PACHYDERMES DANS LA PEAU
LA FEMME QUI MURMURAIT À L’OREILLE DES ÉLÉPHANTS
Documentaire allemand de Jez Lewis et Jocelyn Cammack (2022). 1h24.
Lovée entre les impressionnantes pattes d’un éléphant couché, Lek Chailert le caresse avec une affection toute particulière. Lorsqu’elle se lève, enfourche son tricycle et les appelle, les pachydermes s’approchent et la suivent sans hésitation, l’un après l’autre. Comme sa mère avant elle, la Thaïlandaise est devenue la maman des éléphants du pays, même ceux qui ne lui appartiennent pas. Depuis 1995, elle les recueille et les soigne à l’Elephant Nature Park, dans le nord du pays. Cela lui vaut d’ailleurs une réputation d’emmerdeuse et des menaces de mort à ne pas prendre à la légère. Les snipers de la mafia, laquelle considère ces volumineux mammifères « comme des machines à sous », n’ont pas hésité à viser celui qui venait d’ouvrir un parc concurrent ni à assassiner un activiste luttant contre la déforestation. Dans la vidéo aux images insoutenables qu’elle projette aux touristes qui visitent son parc, Lek rappelle que le royaume comptait 300 000 éléphants sauvages et 100 000 captifs en 1900 et qu’aujourd’hui, ils ne sont plus que 6 000, exploités et maltraités. Une situation qui n’a fait que se dégrader pendant la crise sanitaire. Dans des parcs désertés, des propriétaires peu scrupuleux ont laissé les éléphants enchaînés et isolés, parfois sans eau ni nourriture pendant plusieurs jours. Lek, que la vision de ces maltraitances bouleverse, reste toutefois de marbre quand elle rencontre des propriétaires pour racheter leurs bêtes : « Je dois faire semblant de ne pas être affectée. S’ils voyaient mes larmes, ils multiplieraient le prix par dix. » La fermeture des camps pendant la crise sanitaire lui a permis de rencontrer ses ennemis et d’essayer de les convaincre, ainsi que leurs employés, d’être moins cruels.
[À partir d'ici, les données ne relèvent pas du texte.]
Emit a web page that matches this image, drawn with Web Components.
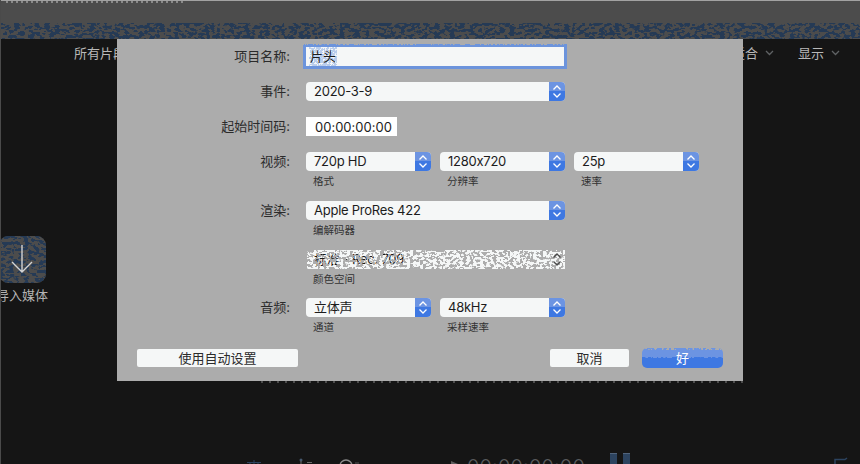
<!DOCTYPE html>
<html lang="zh">
<head>
<meta charset="utf-8">
<title>新建项目</title>
<style>
  html, body { margin: 0; height: 100%; background: #151515; }
  body { font: 13px Inter, "Noto Sans CJK SC", sans-serif; font-feature-settings: "calt" 0; overflow: hidden; }
</style>
</head>
<body>
<app-shell>
  <title-band slot="top"></title-band>
  <media-nav slot="nav"></media-nav>
  <import-tile slot="side"></import-tile>
  <transport-bar slot="bottom"></transport-bar>
  <project-dialog slot="sheet">
    <form-row label="项目名称:">
      <name-field value="片头"></name-field>
    </form-row>
    <form-row label="事件:">
      <mac-select value="2020-3-9" w="259"></mac-select>
    </form-row>
    <form-row label="起始时间码:">
      <time-field value="00:00:00:00"></time-field>
    </form-row>
    <form-row label="视频:" sub>
      <mac-select value="720p HD" w="125" note="格式"></mac-select>
      <mac-select value="1280x720" w="125" note="分辨率"></mac-select>
      <mac-select value="25p" w="125" note="速率"></mac-select>
    </form-row>
    <form-row label="渲染:" sub>
      <mac-select value="Apple ProRes 422" w="259" note="编解码器"></mac-select>
    </form-row>
    <form-row sub tight>
      <mac-select value="标准 - Rec. 709" w="258" note="颜色空间" disabled></mac-select>
    </form-row>
    <form-row label="音频:" sub>
      <mac-select value="立体声" w="125" note="通道"></mac-select>
      <mac-select value="48kHz" w="125" note="采样速率"></mac-select>
    </form-row>
    <mac-button slot="left" w="161">使用自动设置</mac-button>
    <mac-button slot="right" w="79">取消</mac-button>
    <mac-button slot="right" w="81" primary>好</mac-button>
  </project-dialog>
</app-shell>

<script>
let noiseId = 0;

// thresholded turbulence, stands in for the gif dither of the reference
class DitherNoise extends HTMLElement {
  constructor() {
    super();
    this.attachShadow({ mode: 'open' });
  }
  connectedCallback() {
    const id = 'n' + (++noiseId);
    const color = this.getAttribute('color') || '#253a55';
    const freq = this.getAttribute('freq') || '0.2 0.32';
    const cut = this.getAttribute('cut') || '-4.4';
    this.shadowRoot.innerHTML = `
      <style>
        :host { display: block; position: absolute; inset: 0; pointer-events: none; }
        svg { display: block; width: 100%; height: 100%; shape-rendering: crispEdges; }
      </style>
      <svg xmlns="http://www.w3.org/2000/svg">
        <filter id="${id}" x="0" y="0" width="100%" height="100%" color-interpolation-filters="sRGB">
          <feTurbulence type="fractalNoise" baseFrequency="${freq}" numOctaves="2" seed="${noiseId + 3}"/>
          <feColorMatrix values="0 0 0 0 0  0 0 0 0 0  0 0 0 0 0  20 0 0 0 ${cut}" result="m"/>
          <feFlood flood-color="${color}"/>
          <feComposite in2="m" operator="in"/>
        </filter>
        <rect width="100%" height="100%" filter="url(#${id})"/>
      </svg>`;
  }
}

class AppShell extends HTMLElement {
  constructor() {
    super();
    this.attachShadow({ mode: 'open' }).innerHTML = `
      <style>
        :host {
          display: flex;
          flex-direction: column;
          position: relative;
          width: 860px;
          height: 464px;
          box-sizing: border-box;
          border-left: 1px solid #4a4a4a;
          background: #151515;
          overflow: hidden;
        }
        .middle { flex: 1; display: flex; align-items: center; padding-top: 17px; }
      </style>
      <slot name="top"></slot>
      <slot name="nav"></slot>
      <div class="middle"><slot name="side"></slot></div>
      <slot name="bottom"></slot>
      <slot name="sheet"></slot>
    `;
  }
}

class TitleBand extends HTMLElement {
  constructor() {
    super();
    this.attachShadow({ mode: 'open' }).innerHTML = `
      <style>
        :host {
          display: block;
          height: 38px;
          margin-left: -1px;
          border-top: 1px solid #a2a2a2;
          background: #4c4c4c;
          position: relative;
        }
        .crumbs {
          height: 2px;
          margin-left: 6px;
          width: 180px;
          background: repeating-linear-gradient(90deg, #8a8a8a 0 2px, transparent 2px 5px);
        }
        .band { position: absolute; left: 0; right: 0; top: 22px; height: 16px; }
      </style>
      <div class="crumbs"></div>
      <div class="band"><dither-noise color="#253a55" cut="-9.6"></dither-noise></div>
    `;
  }
}

class MediaNav extends HTMLElement {
  constructor() {
    super();
    const chev = `<svg width="9" height="6" viewBox="0 0 9 6"><path d="M1 1l3.5 3.5L8 1" fill="none" stroke="#5f6264" stroke-width="1.3"/></svg>`;
    this.attachShadow({ mode: 'open' }).innerHTML = `
      <style>
        :host {
          display: flex;
          justify-content: space-between;
          align-items: center;
          height: 27px;
          padding: 0 20px 3px 73px;
          color: #b9b9b9;
          font-size: 13px;
        }
        .right { display: flex; gap: 24px; }
        .item { display: flex; align-items: center; gap: 7px; }
      </style>
      <div class="item">所有片段</div>
      <div class="right">
        <div class="item">适合 ${chev}</div>
        <div class="item">显示 ${chev}</div>
      </div>
    `;
  }
}

class ImportTile extends HTMLElement {
  constructor() {
    super();
    this.attachShadow({ mode: 'open' }).innerHTML = `
      <style>
        :host {
          display: flex;
          flex-direction: column;
          align-items: center;
          gap: 3px;
          width: 52px;
          margin-left: -5px;
          color: #b4b4b4;
          font-size: 13px;
          line-height: 18px;
        }
        .tile {
          position: relative;
          width: 47px;
          height: 47px;
          border-radius: 9px;
          background: #4c4c4c;
          overflow: hidden;
        }
        svg { position: absolute; left: 10px; top: 8px; }
      </style>
      <div class="tile">
        <dither-noise color="#253a55" cut="-9.8"></dither-noise>
        <svg width="26" height="30" viewBox="0 0 26 30">
          <path d="M13 1v27M3 18l10 10 10-10" fill="none" stroke="#d4d4d4" stroke-width="1.4"/>
        </svg>
      </div>
      <div>导入媒体</div>
    `;
  }
}

class TransportBar extends HTMLElement {
  constructor() {
    super();
    this.attachShadow({ mode: 'open' }).innerHTML = `
      <style>
        :host {
          display: flex;
          align-items: flex-start;
          height: 11px;
          flex: none;
          overflow: hidden;
          color: #5a5c5e;
        }
        svg { display: block; flex: none; }
        .code {
          margin: 3px 0 0 9px;
          font: 300 20px/22px Inter, sans-serif;
          letter-spacing: .2px;
          white-space: nowrap;
        }
        .meter { display: flex; gap: 6px; margin-left: 25px; }
        .meter i { display: block; width: 7px; height: 11px; background: #2c435f; border-top: 1px solid #51647c; box-sizing: border-box; }
      </style>
      <svg width="14" height="11" viewBox="0 0 14 11" style="margin-left:246px"><path d="M0 9.5h14M7 7v4M3 9v2M11 9v2" stroke="#2c435f" fill="none"/></svg>
      <svg width="14" height="11" viewBox="0 0 14 11" style="margin-left:37px"><circle cx="3" cy="7" r="1.5" fill="#46586e"/><path d="M3 8v3M9 9.5h5" stroke="#6a6a6a"/></svg>
      <svg width="22" height="11" viewBox="0 0 22 11" style="margin-left:26px"><circle cx="8" cy="13" r="6" fill="none" stroke="#8a8a8a" stroke-width="1.4"/><path d="M17 10h4" stroke="#555"/></svg>
      <svg width="7" height="11" viewBox="0 0 7 11" style="margin-left:91px"><path d="M0 8l7 3H0z" fill="#5c5c5c"/></svg>
      <div class="code">00:00:00:00</div>
      <div class="meter"><i></i><i></i></div>
      <svg width="14" height="11" viewBox="0 0 14 11" style="margin-left:204px"><path d="M1 11V6.5h10l2-1.5" fill="none" stroke="#2c435f" stroke-width="1.5"/></svg>
    `;
  }
}

class ProjectDialog extends HTMLElement {
  constructor() {
    super();
    this.attachShadow({ mode: 'open' }).innerHTML = `
      <style>
        :host {
          display: flex;
          flex-direction: column;
          position: absolute;
          left: 116px;
          top: 39px;
          width: 626px;
          height: 342px;
          box-sizing: border-box;
          padding-top: 8px;
          background: #acacac;
          color: #2b2b2b;
        }
        .rows { display: grid; gap: 12px; }
        .foot {
          display: flex;
          justify-content: space-between;
          align-items: center;
          margin-top: 13px;
          padding: 0 20px;
        }
        .group { display: flex; gap: 13px; align-items: center; }
        .ticks {
          position: absolute;
          left: 144px;
          right: 0;
          bottom: -2px;
          height: 2px;
          background: repeating-linear-gradient(90deg, #4c4c4c 0 2px, transparent 2px 8px);
        }
      </style>
      <div class="rows"><slot></slot></div>
      <div class="foot">
        <div class="group"><slot name="left"></slot></div>
        <div class="group"><slot name="right"></slot></div>
      </div>
      <div class="ticks"></div>
    `;
  }
}

class FormRow extends HTMLElement {
  constructor() {
    super();
    this.attachShadow({ mode: 'open' });
  }
  connectedCallback() {
    const hasSub = this.hasAttribute('sub');
    const tall = this.hasAttribute('tight') ? 36 : 37;
    this.shadowRoot.innerHTML = `
      <style>
        :host {
          display: grid;
          grid-template-columns: 173px 1fr;
          column-gap: 16px;
          height: ${hasSub ? tall : 23}px;
        }
        .label { text-align: right; line-height: 19px; white-space: nowrap; font-size: 13px; }
        .fields { display: flex; align-items: flex-start; }
      </style>
      <div class="label">${this.getAttribute('label') || ''}</div>
      <div class="fields"><slot></slot></div>
    `;
  }
}

class NameField extends HTMLElement {
  constructor() {
    super();
    this.attachShadow({ mode: 'open' });
  }
  connectedCallback() {
    this.shadowRoot.innerHTML = `
      <style>
        :host {
          display: block;
          position: relative;
          box-sizing: border-box;
          width: 258px;
          height: 19px;
          background: #f5f7f7;
          outline: 3px solid #6c94dc;
          line-height: 19px;
          color: #1c1c1c;
        }
        .sel { display: inline-block; position: relative; margin-left: 3px; padding: 0 1px; background: #b9cdec; }
        .sel b { position: relative; font-weight: 400; }
        .rim { position: absolute; left: -3px; right: -3px; top: -4px; height: 2px; }
      </style>
      <div class="rim"><dither-noise color="#acacac" freq="0.5 0.6" cut="-10"></dither-noise></div>
      <span class="sel"><dither-noise color="#f5f7f7" freq="0.5" cut="-10"></dither-noise><b>${this.getAttribute('value')}</b></span>
    `;
  }
}

class TimeField extends HTMLElement {
  constructor() {
    super();
    this.attachShadow({ mode: 'open' });
  }
  connectedCallback() {
    this.shadowRoot.innerHTML = `
      <style>
        :host {
          display: block;
          box-sizing: border-box;
          width: 91px;
          height: 19px;
          padding-left: 9px;
          background: #fff;
          line-height: 20px;
          font-size: 13px;
          color: #1c1c1c;
          white-space: nowrap;
        }
      </style>
      ${this.getAttribute('value')}
    `;
  }
}

class MacSelect extends HTMLElement {
  constructor() {
    super();
    this.attachShadow({ mode: 'open' });
  }
  connectedCallback() {
    const w = +this.getAttribute('w');
    const note = this.getAttribute('note');
    const off = this.hasAttribute('disabled');
    // columns of a multi-select row start 134px apart
    const slotW = w < 200 ? 134 : w;
    const stroke = off ? '#4a4a4a' : '#fff';
    this.shadowRoot.innerHTML = `
      <style>
        :host { display: block; flex: none; width: ${slotW}px; }
        .box {
          position: relative;
          display: flex;
          width: ${w}px;
          height: 19px;
          box-sizing: border-box;
          border-radius: ${off ? 0 : '4px'};
          background: #f5f7f7;
          margin-left: ${off ? '1px' : 0};
          line-height: 19px;
          color: #1c1c1c;
          overflow: hidden;
        }
        .value { flex: 1; padding-left: ${off ? 7 : 8}px; white-space: nowrap; letter-spacing: -.25px; }
        .step {
          width: 16px;
          flex: none;
          background: ${off ? 'transparent' : 'linear-gradient(#6c94e2 0 45%, #3e78e2 45%)'};
          position: relative;
          z-index: 1;
        }
        svg { display: block; }
        .note { padding: 4px 0 0 7px; font-size: 10.5px; line-height: 14px; color: #333; white-space: nowrap; }
      </style>
      <div class="box">
        <div class="value">${this.getAttribute('value')}</div>
        ${off ? '<dither-noise color="#acacac" freq="0.3 0.4" cut="-9.8"></dither-noise>' : ''}
        <div class="step">
          <svg width="16" height="19" viewBox="0 0 16 19">
            <path d="M4.5 7.5L8 4l3.5 3.5M4.5 11.5L8 15l3.5-3.5" fill="none" stroke="${stroke}" stroke-width="1.3"/>
          </svg>
        </div>
      </div>
      ${note ? `<div class="note">${note}</div>` : ''}
    `;
  }
}

class MacButton extends HTMLElement {
  constructor() {
    super();
    this.attachShadow({ mode: 'open' });
  }
  connectedCallback() {
    const primary = this.hasAttribute('primary');
    this.shadowRoot.innerHTML = `
      <style>
        :host {
          display: block;
          position: relative;
          box-sizing: border-box;
          width: ${this.getAttribute('w')}px;
          height: ${primary ? 20 : 18}px;
          border-radius: ${primary ? 5 : 2}px;
          background: ${primary ? 'linear-gradient(#6c94e2 0 45%, #3e78e2 45%)' : '#f5f7f7'};
          color: ${primary ? '#fff' : '#2b2b2b'};
          text-align: center;
          line-height: ${primary ? 20 : 18}px;
          font-size: 13px;
          overflow: hidden;
        }
        span { position: relative; }
        .top, .seam { position: absolute; left: 0; right: 0; }
        .top { top: 0; height: 2px; }
        .seam { top: 8px; height: 2px; }
      </style>
      ${primary ? `<div class="top"><dither-noise color="#acacac" freq="0.4" cut="-10"></dither-noise></div>
      <div class="seam"><dither-noise color="#6c94e2" freq="0.3 0.6" cut="-10"></dither-noise></div>` : ''}
      <span><slot></slot></span>
    `;
  }
}

customElements.define('dither-noise', DitherNoise);
customElements.define('title-band', TitleBand);
customElements.define('media-nav', MediaNav);
customElements.define('import-tile', ImportTile);
customElements.define('transport-bar', TransportBar);
customElements.define('form-row', FormRow);
customElements.define('name-field', NameField);
customElements.define('time-field', TimeField);
customElements.define('mac-select', MacSelect);
customElements.define('mac-button', MacButton);
customElements.define('project-dialog', ProjectDialog);
customElements.define('app-shell', AppShell);
</script>
</body>
</html>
A terme, Lek, dont ce documentaire – qui aurait gagné à être un peu plus ramassé – dresse le portrait, envisage de fermer son parc aux visiteurs « pour libérer les éléphants qu’on fait travailler en Thaïlande, les soulager de cette souffrance que leur inflige l’industrie du tourisme et leur rendre une dignité ».